For the game, Burrow would have 463 yards through the air with five touchdowns while Chase propelled his way to the third 200-yard game of his career with 221 and two touchdowns. The senior Athens native would break the NCAA touchdown record held by Colt Brennan, becoming the first college quarterback to toss for 60 touchdowns in a season.
"Some pretty good emotions. I mean, this is special. This doesn't happen – this doesn't come around every year," Burrow said. "This is a special group of guys that really came together and it's as close of a group as I've ever been around. I'm just so happy I was able to do it with Coach O, Patrick and the rest of the guys in that locker room."
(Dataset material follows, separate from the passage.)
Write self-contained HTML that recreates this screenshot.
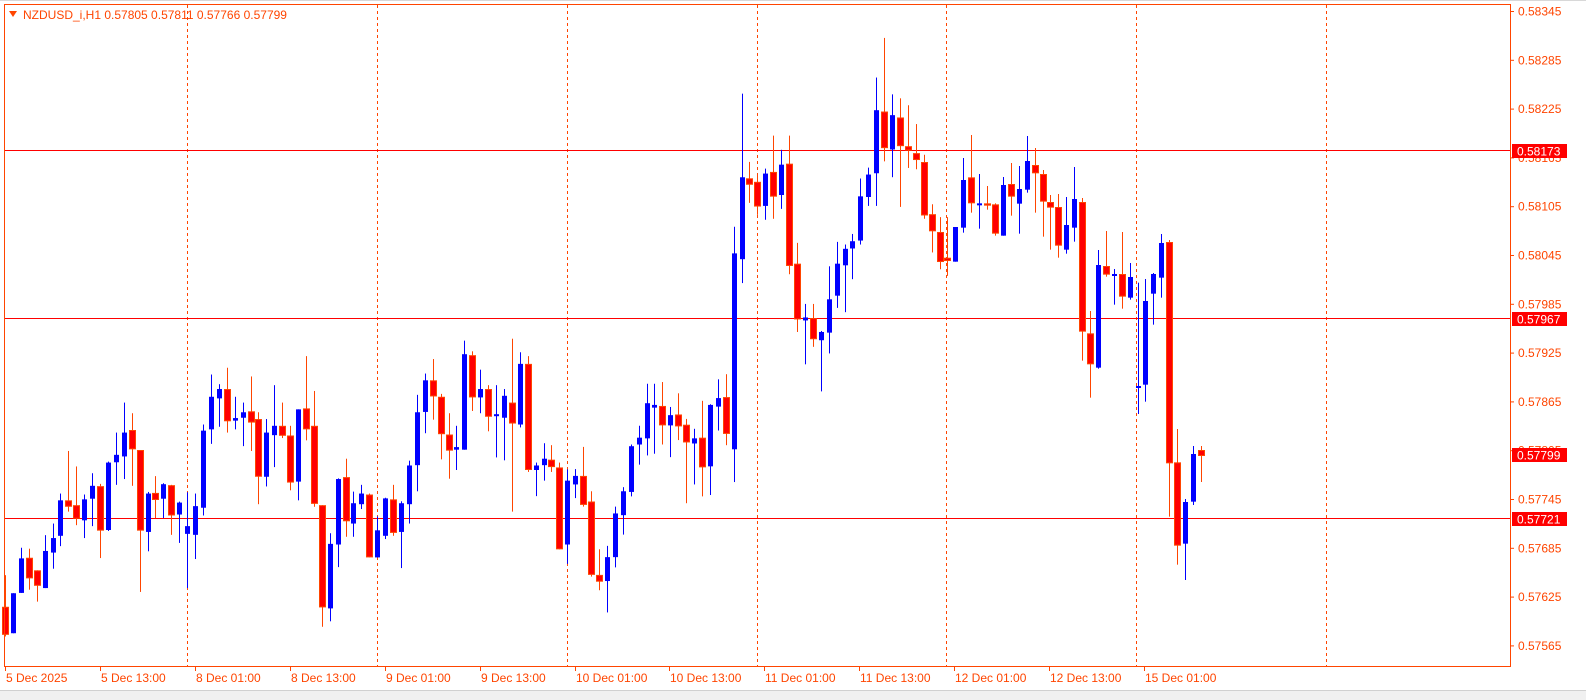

LSU would score touchdowns on four of its last five possessions of the first half to capture control of the game for the very first time. Burrow's first half numbers were rivaled by only that of Vince Young as he became the first quarterback since Young to throw for 250+ yards, rush for 50 yards and score a rushing touchdown.
Chase and Burrow continued that dynamic connection into the second half. The two connected on a screen pass that went down as one of the more important plays of the night. After back-to-back three-and-outs to open the third quarter, the offense was in a funk and that play, much like the 52-yard touchdown in the first quarter, broke the offense out of it.
"The first couple series I didn't think there was any way they were just going to play man with Ja'Marr, so I wasn't really looking his way," Burrow said. "Then I got back to the sideline after the second drive and I was like they really are playing man-to-man with Ja'Marr, so we started going to him heavy and he plays so well, and that's just the kind of guy he is. He's worked so hard for that, all of our guys."
Tight end Thaddeus Moss hauled in two touchdowns, becoming the x-factor many thought he could be before the game. The night was capped by a 24-yard fade touchdown throw to Terrace Marshall, the knockout punch that couldn’t have been thrown better.
The defense for much of the first half adopted the bend but don't break motto. After an up and down start that saw Clemson jump out to a 17-7 early lead, the defense clamped down time and time again.
Perhaps the most important thing the defense did Monday night was get off the field on third down. Clemson went an uncharacteristic 1-for-10 on third down and punted on five of their final six possessions of the game.
Linebackers Patrick Queen and Jacob Phillips led the way with big tackles after big tackle, combining for 15 on the night while Queen added a sack to his performance.
Clemson quarterback Trevor Lawrence had probably the worst game of his career, completing 18-of-37 passes for 234 yards and a touchdown. Running back Travis Etienne had a nice game, rushing for 75 yards and a score but the speed of the LSU defense proved too much, particulalry in the second half. The win snapped a 29 game win streak for Clemson.
LSU would sack Lawrence twice on the night and combine for eight tackles for a loss in the championship game.
Outside of an opening possession touchdown and two-point conversion, the Clemson offense failed to score, racking up just 108 yards of offense in the second half.
About an hour after the game had ended, Burrow splayed across a couch, a cigar in his mouth and a "Big D-- Joe" hat on his lap. He sucked on the cigar for a few moments, basking in what he and this team had just accomplished. There's no season to compare it to because it lies in a class of its own.